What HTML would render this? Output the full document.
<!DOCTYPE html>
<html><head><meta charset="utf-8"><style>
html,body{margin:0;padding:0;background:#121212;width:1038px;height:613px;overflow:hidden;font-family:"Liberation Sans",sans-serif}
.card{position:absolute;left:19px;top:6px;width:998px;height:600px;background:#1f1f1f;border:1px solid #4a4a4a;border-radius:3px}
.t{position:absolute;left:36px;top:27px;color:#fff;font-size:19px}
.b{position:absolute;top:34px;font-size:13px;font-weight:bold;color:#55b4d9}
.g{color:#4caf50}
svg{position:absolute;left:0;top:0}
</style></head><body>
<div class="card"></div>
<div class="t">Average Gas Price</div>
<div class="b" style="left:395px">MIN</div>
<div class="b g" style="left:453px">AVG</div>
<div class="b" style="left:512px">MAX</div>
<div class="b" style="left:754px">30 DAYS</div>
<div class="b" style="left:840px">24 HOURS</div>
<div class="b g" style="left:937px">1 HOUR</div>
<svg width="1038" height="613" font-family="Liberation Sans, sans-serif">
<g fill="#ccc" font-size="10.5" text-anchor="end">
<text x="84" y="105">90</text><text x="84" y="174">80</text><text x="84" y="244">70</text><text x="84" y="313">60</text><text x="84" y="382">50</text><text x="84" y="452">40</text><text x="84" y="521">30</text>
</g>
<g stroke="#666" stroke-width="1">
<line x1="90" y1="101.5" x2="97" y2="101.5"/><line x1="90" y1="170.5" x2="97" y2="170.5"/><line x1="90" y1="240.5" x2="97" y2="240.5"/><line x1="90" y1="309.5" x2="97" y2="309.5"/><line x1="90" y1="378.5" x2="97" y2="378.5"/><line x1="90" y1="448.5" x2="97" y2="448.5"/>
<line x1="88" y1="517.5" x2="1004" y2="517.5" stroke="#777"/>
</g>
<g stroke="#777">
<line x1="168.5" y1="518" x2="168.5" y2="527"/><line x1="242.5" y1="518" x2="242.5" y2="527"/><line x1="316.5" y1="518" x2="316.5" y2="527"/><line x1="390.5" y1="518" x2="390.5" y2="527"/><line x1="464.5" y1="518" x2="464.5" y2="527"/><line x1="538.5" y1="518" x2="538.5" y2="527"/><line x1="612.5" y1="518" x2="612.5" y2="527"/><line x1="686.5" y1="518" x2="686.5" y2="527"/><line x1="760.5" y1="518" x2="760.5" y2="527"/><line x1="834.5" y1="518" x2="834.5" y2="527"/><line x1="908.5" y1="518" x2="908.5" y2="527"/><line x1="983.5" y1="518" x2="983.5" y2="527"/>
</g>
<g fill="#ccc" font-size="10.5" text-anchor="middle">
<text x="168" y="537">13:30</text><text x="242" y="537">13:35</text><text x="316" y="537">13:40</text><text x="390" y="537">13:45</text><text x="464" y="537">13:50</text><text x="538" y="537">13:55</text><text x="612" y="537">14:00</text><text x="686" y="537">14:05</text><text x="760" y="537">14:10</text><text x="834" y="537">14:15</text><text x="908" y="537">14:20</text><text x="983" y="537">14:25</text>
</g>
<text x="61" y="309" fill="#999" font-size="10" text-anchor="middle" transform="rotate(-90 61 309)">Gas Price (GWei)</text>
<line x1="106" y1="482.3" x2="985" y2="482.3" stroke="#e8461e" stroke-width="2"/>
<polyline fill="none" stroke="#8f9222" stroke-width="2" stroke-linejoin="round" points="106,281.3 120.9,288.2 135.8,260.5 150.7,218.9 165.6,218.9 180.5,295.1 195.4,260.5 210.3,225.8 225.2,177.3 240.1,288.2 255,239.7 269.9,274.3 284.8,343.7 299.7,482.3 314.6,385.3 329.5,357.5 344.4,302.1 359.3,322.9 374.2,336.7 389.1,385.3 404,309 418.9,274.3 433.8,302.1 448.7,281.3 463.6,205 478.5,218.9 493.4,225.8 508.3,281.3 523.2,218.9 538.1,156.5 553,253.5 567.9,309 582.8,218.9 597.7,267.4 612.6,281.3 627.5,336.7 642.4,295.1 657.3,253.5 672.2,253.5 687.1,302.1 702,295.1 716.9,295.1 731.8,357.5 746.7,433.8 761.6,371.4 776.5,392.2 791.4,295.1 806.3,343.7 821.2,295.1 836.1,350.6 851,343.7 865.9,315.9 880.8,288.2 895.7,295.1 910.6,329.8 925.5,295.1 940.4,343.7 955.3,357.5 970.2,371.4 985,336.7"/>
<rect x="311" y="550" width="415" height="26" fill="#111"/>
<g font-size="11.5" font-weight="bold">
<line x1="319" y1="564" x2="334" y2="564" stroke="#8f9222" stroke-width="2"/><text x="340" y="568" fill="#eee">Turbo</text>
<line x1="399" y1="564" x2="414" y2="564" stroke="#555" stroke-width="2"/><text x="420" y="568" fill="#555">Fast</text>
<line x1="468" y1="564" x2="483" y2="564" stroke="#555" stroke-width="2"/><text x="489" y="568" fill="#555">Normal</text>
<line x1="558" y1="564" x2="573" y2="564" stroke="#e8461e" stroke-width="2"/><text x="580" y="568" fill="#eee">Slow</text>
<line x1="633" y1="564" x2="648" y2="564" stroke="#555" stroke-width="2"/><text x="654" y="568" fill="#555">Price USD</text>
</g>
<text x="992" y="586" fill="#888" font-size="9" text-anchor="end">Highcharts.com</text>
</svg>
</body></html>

(EXERCISE DESCRIPTION):
Give the material above again, word for word.

(ANSWER BELOW):
What HTML would render this? Output the full document.
<!DOCTYPE html>
<html><head><meta charset="utf-8"><style>
html,body{margin:0;padding:0;background:#121212;width:1038px;height:613px;overflow:hidden;font-family:"Liberation Sans",sans-serif}
.card{position:absolute;left:19px;top:6px;width:998px;height:600px;background:#1f1f1f;border:1px solid #4a4a4a;border-radius:3px}
.t{position:absolute;left:36px;top:27px;color:#fff;font-size:19px}
.b{position:absolute;top:34px;font-size:13px;font-weight:bold;color:#55b4d9}
.g{color:#4caf50}
svg{position:absolute;left:0;top:0}
</style></head><body>
<div class="card"></div>
<div class="t">Average Gas Price</div>
<div class="b" style="left:395px">MIN</div>
<div class="b g" style="left:453px">AVG</div>
<div class="b" style="left:512px">MAX</div>
<div class="b" style="left:754px">30 DAYS</div>
<div class="b" style="left:840px">24 HOURS</div>
<div class="b g" style="left:937px">1 HOUR</div>
<svg width="1038" height="613" font-family="Liberation Sans, sans-serif">
<g fill="#ccc" font-size="10.5" text-anchor="end">
<text x="84" y="105">90</text><text x="84" y="174">80</text><text x="84" y="244">70</text><text x="84" y="313">60</text><text x="84" y="382">50</text><text x="84" y="452">40</text><text x="84" y="521">30</text>
</g>
<g stroke="#666" stroke-width="1">
<line x1="90" y1="101.5" x2="97" y2="101.5"/><line x1="90" y1="170.5" x2="97" y2="170.5"/><line x1="90" y1="240.5" x2="97" y2="240.5"/><line x1="90" y1="309.5" x2="97" y2="309.5"/><line x1="90" y1="378.5" x2="97" y2="378.5"/><line x1="90" y1="448.5" x2="97" y2="448.5"/>
<line x1="88" y1="517.5" x2="1004" y2="517.5" stroke="#777"/>
</g>
<g stroke="#777">
<line x1="168.5" y1="518" x2="168.5" y2="527"/><line x1="242.5" y1="518" x2="242.5" y2="527"/><line x1="316.5" y1="518" x2="316.5" y2="527"/><line x1="390.5" y1="518" x2="390.5" y2="527"/><line x1="464.5" y1="518" x2="464.5" y2="527"/><line x1="538.5" y1="518" x2="538.5" y2="527"/><line x1="612.5" y1="518" x2="612.5" y2="527"/><line x1="686.5" y1="518" x2="686.5" y2="527"/><line x1="760.5" y1="518" x2="760.5" y2="527"/><line x1="834.5" y1="518" x2="834.5" y2="527"/><line x1="908.5" y1="518" x2="908.5" y2="527"/><line x1="983.5" y1="518" x2="983.5" y2="527"/>
</g>
<g fill="#ccc" font-size="10.5" text-anchor="middle">
<text x="168" y="537">13:30</text><text x="242" y="537">13:35</text><text x="316" y="537">13:40</text><text x="390" y="537">13:45</text><text x="464" y="537">13:50</text><text x="538" y="537">13:55</text><text x="612" y="537">14:00</text><text x="686" y="537">14:05</text><text x="760" y="537">14:10</text><text x="834" y="537">14:15</text><text x="908" y="537">14:20</text><text x="983" y="537">14:25</text>
</g>
<text x="61" y="309" fill="#999" font-size="10" text-anchor="middle" transform="rotate(-90 61 309)">Gas Price (GWei)</text>
<line x1="106" y1="482.3" x2="985" y2="482.3" stroke="#e8461e" stroke-width="2"/>
<polyline fill="none" stroke="#8f9222" stroke-width="2" stroke-linejoin="round" points="106,281.3 120.9,288.2 135.8,260.5 150.7,218.9 165.6,218.9 180.5,295.1 195.4,260.5 210.3,225.8 225.2,177.3 240.1,288.2 255,239.7 269.9,274.3 284.8,343.7 299.7,482.3 314.6,385.3 329.5,357.5 344.4,302.1 359.3,322.9 374.2,336.7 389.1,385.3 404,309 418.9,274.3 433.8,302.1 448.7,281.3 463.6,205 478.5,218.9 493.4,225.8 508.3,281.3 523.2,218.9 538.1,156.5 553,253.5 567.9,309 582.8,218.9 597.7,267.4 612.6,281.3 627.5,336.7 642.4,295.1 657.3,253.5 672.2,253.5 687.1,302.1 702,295.1 716.9,295.1 731.8,357.5 746.7,433.8 761.6,371.4 776.5,392.2 791.4,295.1 806.3,343.7 821.2,295.1 836.1,350.6 851,343.7 865.9,315.9 880.8,288.2 895.7,295.1 910.6,329.8 925.5,295.1 940.4,343.7 955.3,357.5 970.2,371.4 985,336.7"/>
<rect x="311" y="550" width="415" height="26" fill="#111"/>
<g font-size="11.5" font-weight="bold">
<line x1="319" y1="564" x2="334" y2="564" stroke="#8f9222" stroke-width="2"/><text x="340" y="568" fill="#eee">Turbo</text>
<line x1="399" y1="564" x2="414" y2="564" stroke="#555" stroke-width="2"/><text x="420" y="568" fill="#555">Fast</text>
<line x1="468" y1="564" x2="483" y2="564" stroke="#555" stroke-width="2"/><text x="489" y="568" fill="#555">Normal</text>
<line x1="558" y1="564" x2="573" y2="564" stroke="#e8461e" stroke-width="2"/><text x="580" y="568" fill="#eee">Slow</text>
<line x1="633" y1="564" x2="648" y2="564" stroke="#555" stroke-width="2"/><text x="654" y="568" fill="#555">Price USD</text>
</g>
<text x="992" y="586" fill="#888" font-size="9" text-anchor="end">Highcharts.com</text>
</svg>
</body></html>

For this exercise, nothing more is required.